Search code examples
mysqlsqlsqlperformance

How to rewrite ON clause to avoid using OR


I have a very inefficient query, due to using an OR as part of the ON statement in a JOIN.

SELECT Meetings.SomeFields, Organisations.SomeFields,
FROM Meetings
     LEFT JOIN Users
          ON (Meetings.AdministratorID = Users.UserID
              OR Meetings.ChairpersonID = Users.UserID)
     LEFT JOIN Organisations
          ON Organisations.OrganisationID = Users.OrganisationID;

(Note: This is a slight simplification to demonstrate the problem. In practice, this is a complex query with about 20 tables, but I have reduced the performance issue down to this small subset of the query.)

This attempts to implement the following logic for joining to an organisation: If there is a chairperson, then the chairperson's organisation should be used. Otherwise, the administrator's organisation should be used. Either or both of these fields will be filled in, and a subsequent WHERE clause ensures that no extraneous records (e.g. where both are filled in) are included in the outupt.
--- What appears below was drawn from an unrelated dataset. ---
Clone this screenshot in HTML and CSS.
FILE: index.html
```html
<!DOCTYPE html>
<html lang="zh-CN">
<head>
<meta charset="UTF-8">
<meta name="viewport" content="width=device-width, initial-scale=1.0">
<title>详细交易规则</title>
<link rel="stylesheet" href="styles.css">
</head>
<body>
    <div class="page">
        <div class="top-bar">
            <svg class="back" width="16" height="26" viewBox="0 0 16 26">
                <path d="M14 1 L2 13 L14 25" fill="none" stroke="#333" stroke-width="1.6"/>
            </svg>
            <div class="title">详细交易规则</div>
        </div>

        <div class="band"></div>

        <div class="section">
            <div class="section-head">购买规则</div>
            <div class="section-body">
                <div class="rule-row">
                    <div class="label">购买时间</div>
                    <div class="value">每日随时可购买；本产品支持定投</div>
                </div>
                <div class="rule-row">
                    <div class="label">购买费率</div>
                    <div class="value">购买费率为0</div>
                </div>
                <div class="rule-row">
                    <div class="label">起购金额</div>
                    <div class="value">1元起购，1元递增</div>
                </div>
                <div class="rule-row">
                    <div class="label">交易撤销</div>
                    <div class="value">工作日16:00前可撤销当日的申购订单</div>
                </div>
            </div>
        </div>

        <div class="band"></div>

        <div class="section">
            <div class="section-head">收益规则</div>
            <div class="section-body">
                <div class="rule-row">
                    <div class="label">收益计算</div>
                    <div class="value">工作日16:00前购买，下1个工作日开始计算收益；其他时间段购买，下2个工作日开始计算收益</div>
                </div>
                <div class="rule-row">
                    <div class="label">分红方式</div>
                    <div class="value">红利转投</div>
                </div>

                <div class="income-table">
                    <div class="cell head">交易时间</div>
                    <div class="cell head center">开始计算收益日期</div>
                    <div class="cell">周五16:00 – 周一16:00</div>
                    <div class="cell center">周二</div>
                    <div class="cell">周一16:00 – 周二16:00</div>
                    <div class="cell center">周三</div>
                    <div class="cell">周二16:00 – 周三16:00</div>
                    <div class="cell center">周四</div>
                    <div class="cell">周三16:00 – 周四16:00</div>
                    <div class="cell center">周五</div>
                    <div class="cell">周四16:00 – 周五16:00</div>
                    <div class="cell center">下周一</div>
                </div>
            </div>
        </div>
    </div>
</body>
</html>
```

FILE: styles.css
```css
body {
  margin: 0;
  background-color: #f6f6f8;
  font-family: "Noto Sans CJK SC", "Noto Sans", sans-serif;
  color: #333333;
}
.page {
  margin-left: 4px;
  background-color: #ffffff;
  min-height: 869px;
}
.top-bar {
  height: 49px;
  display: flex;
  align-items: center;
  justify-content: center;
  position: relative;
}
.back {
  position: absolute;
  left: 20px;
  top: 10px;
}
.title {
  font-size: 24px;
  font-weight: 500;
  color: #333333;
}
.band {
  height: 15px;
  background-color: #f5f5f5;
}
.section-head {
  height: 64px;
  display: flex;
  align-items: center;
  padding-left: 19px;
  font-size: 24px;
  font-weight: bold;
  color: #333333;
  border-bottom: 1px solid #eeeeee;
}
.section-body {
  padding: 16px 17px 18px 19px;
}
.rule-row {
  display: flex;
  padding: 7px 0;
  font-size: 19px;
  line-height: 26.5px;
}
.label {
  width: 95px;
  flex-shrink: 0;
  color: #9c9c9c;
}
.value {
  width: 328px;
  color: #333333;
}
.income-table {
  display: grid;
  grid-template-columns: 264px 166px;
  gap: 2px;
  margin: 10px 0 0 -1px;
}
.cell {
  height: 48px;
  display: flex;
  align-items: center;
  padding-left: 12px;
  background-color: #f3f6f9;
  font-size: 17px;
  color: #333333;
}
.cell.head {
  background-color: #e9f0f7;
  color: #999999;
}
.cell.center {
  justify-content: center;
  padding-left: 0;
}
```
Using EXPLAIN I can see that the OR operator means that indexes can't be used and all row combinations need to be checked individually. With ~100k Meeting records and ~70k User records, this has a huge query performance issue as this means ~7 billion combinations need to be checked.

Removing the OR Meetings.ChairpersonID = Users.UserID part of the expression results in an instant result as the query can use the indexes properly, but obviously doesn't give the result we need.
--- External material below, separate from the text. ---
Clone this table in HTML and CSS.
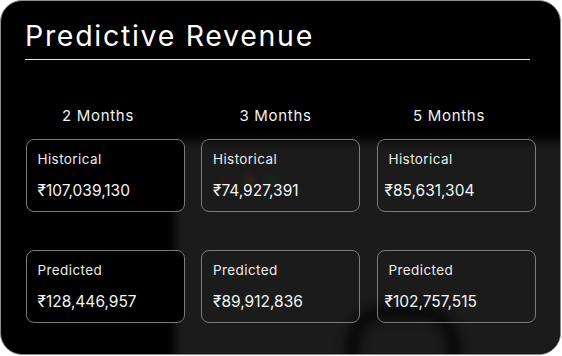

Can anyone suggest a way of rewriting this query to avoid the performance issues?

I am using MySQL 5.


Solution

  • If there is a chairperson, then the chairperson's organisation should be used. Otherwise, the administrator's organisation should be used.

    "If... otherwise..." is not OR, it's implication, which you can compactly express via COALESCE:

    SELECT Meetings.SomeFields, Organisations.SomeFields,
    FROM Meetings
         LEFT JOIN Users
              ON COALESCE(Meetings.ChairpersonID, Meetings.AdministratorID) = Users.UserID
         LEFT JOIN Organisations
              ON Organisations.OrganisationID = Users.OrganisationID;
    

    This way, for each Meetings row, the corresponding Users row can be found by seeking the Users PK.


    One more thing... if ChairpersonID and AdministratorID cannot both be NULL, then you can inner-join to Users.